## start Given information
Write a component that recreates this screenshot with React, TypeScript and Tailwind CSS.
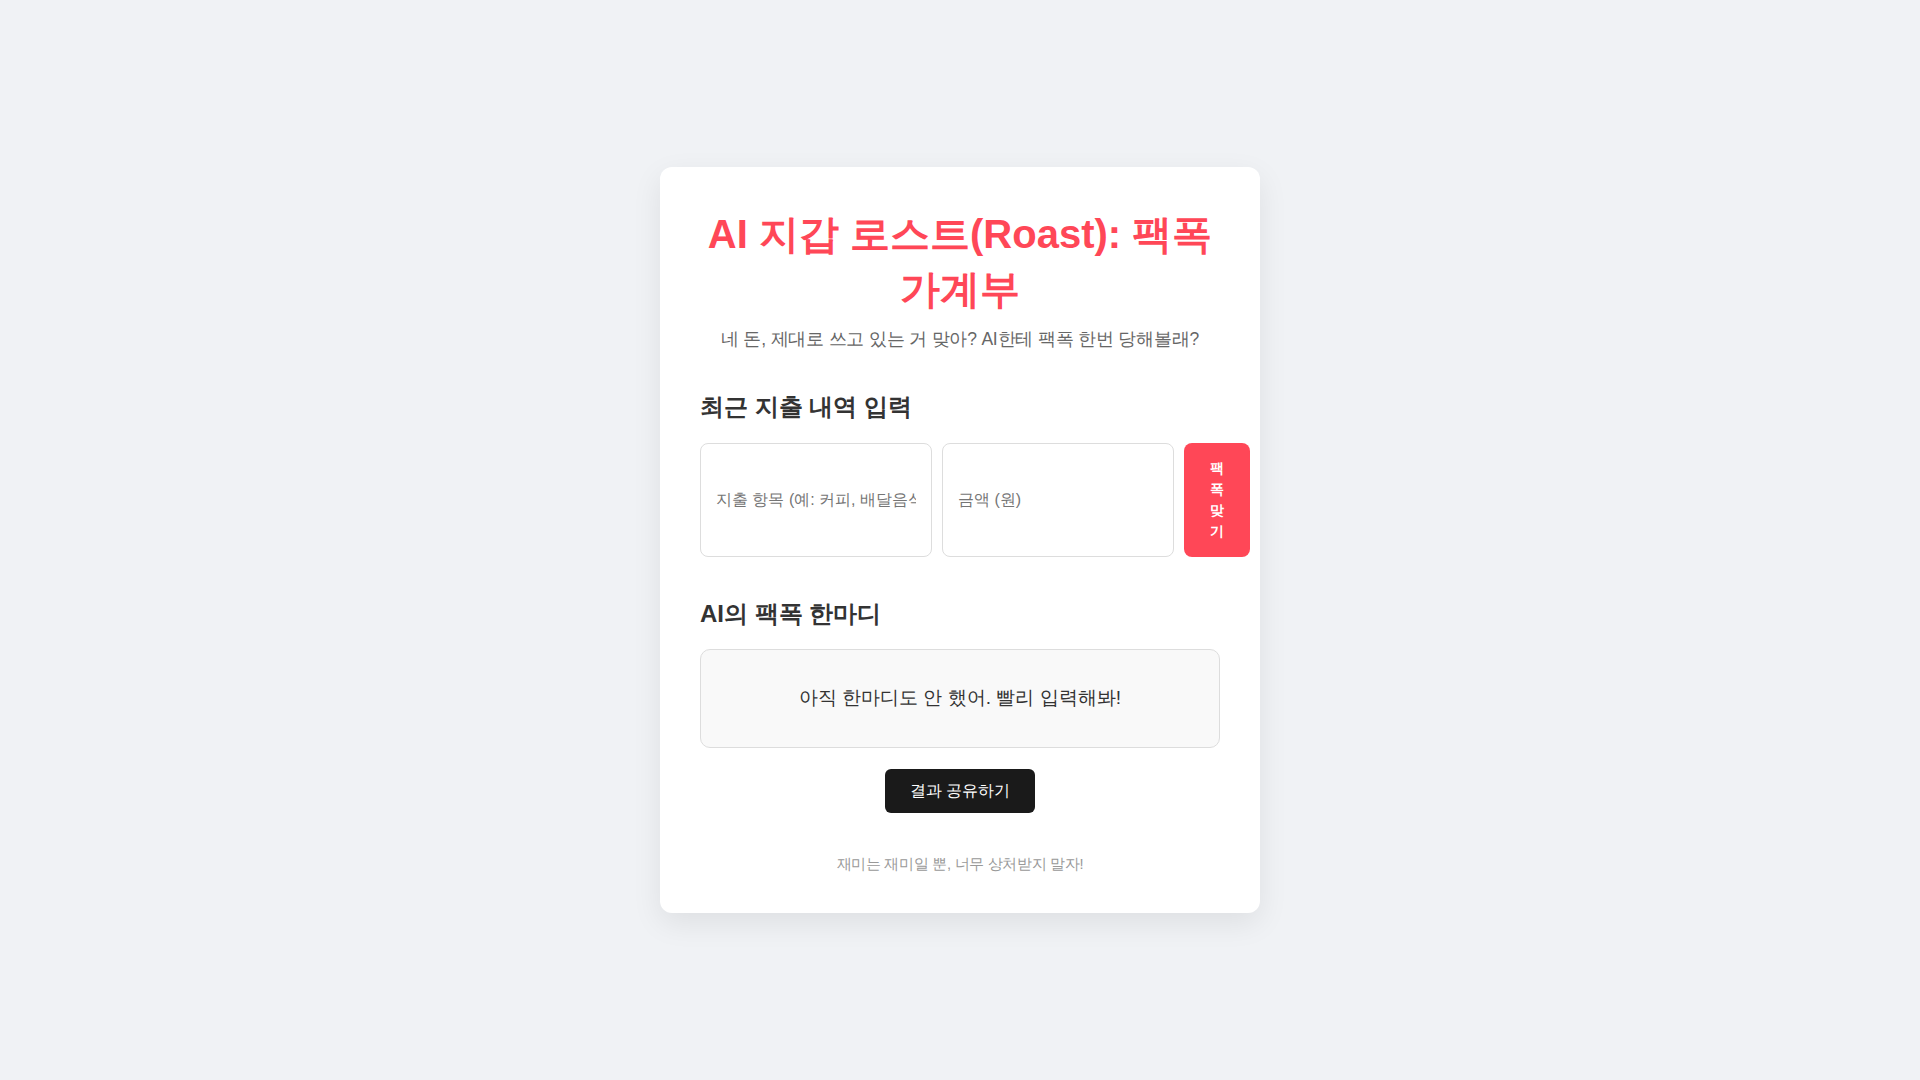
import { useState } from "react";

const FONT = "font-['Arial',sans-serif]";

export default function App() {
  const [item, setItem] = useState("");
  const [amount, setAmount] = useState("");

  return (
    <div className={`flex min-h-screen items-center justify-center bg-[#f0f2f5] ${FONT}`}>
      <div className="w-[600px] rounded-[12px] bg-white px-[40px] pt-[40px] pb-[37px] shadow-[0_10px_30px_rgba(0,0,0,0.08)]">
        <h1 className="text-center text-[40px] leading-[55px] font-bold text-[#ff4757]">
          AI 지갑 로스트(Roast): 팩폭 가계부
        </h1>
        <p className="mt-[8px] text-center text-[17.5px] leading-[28px] tracking-[-0.2px] text-[#666]">
          네 돈, 제대로 쓰고 있는 거 맞아? AI한테 팩폭 한번 당해볼래?
        </p>

        <h2 className="mt-[35px] text-[24px] leading-[38px] font-bold text-[#333]">
          최근 지출 내역 입력
        </h2>
        <div className="mt-[17px] flex gap-[10px]">
          <input
            type="text"
            value={item}
            onChange={(e) => setItem(e.target.value)}
            placeholder="지출 항목 (예: 커피, 배달음식)"
            className="h-[114px] w-[232px] shrink-0 rounded-[8px] border border-[#ddd] px-[15px] text-[16px] text-[#333] placeholder:text-[#757575] focus:outline-none"
          />
          <input
            type="number"
            value={amount}
            onChange={(e) => setAmount(e.target.value)}
            placeholder="금액 (원)"
            className="h-[114px] w-[232px] shrink-0 rounded-[8px] border border-[#ddd] px-[15px] text-[16px] text-[#333] placeholder:text-[#757575] focus:outline-none"
          />
          <button
            type="button"
            className="h-[114px] w-[66px] shrink-0 rounded-[8px] bg-[#ff4757] px-[25px] text-[14px] leading-[21px] font-bold break-all text-white"
          >
            팩폭맞기
          </button>
        </div>

        <h2 className="mt-[38px] text-[24px] leading-[38px] font-bold text-[#333]">
          AI의 팩폭 한마디
        </h2>
        <div className="mt-[16px] flex h-[99px] items-center justify-center rounded-[10px] border border-[#ddd] bg-[#f9f9f9] text-[19.2px] text-[#333]">
          아직 한마디도 안 했어. 빨리 입력해봐!
        </div>

        <div className="mt-[21px] flex justify-center">
          <button
            type="button"
            className="h-[44px] w-[150px] rounded-[6px] bg-[#1a1a1a] text-[16px] text-white"
          >
            결과 공유하기
          </button>
        </div>

        <p className="mt-[40px] text-center text-[14.6px] leading-[23px] tracking-[-0.3px] text-[#999]">
          재미는 재미일 뿐, 너무 상처받지 말자!
        </p>
      </div>
    </div>
  );
}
## end Given information
(Task directions) Starting at the top of the listing above, please restate word for word each line up to and including the one that holds "const [amount, setAmount]", omitting every image.

(Solution for this task)
Write a component that recreates this screenshot with React, TypeScript and Tailwind CSS.
import { useState } from "react";

const FONT = "font-['Arial',sans-serif]";

export default function App() {
  const [item, setItem] = useState("");
  const [amount, setAmount] = useState("");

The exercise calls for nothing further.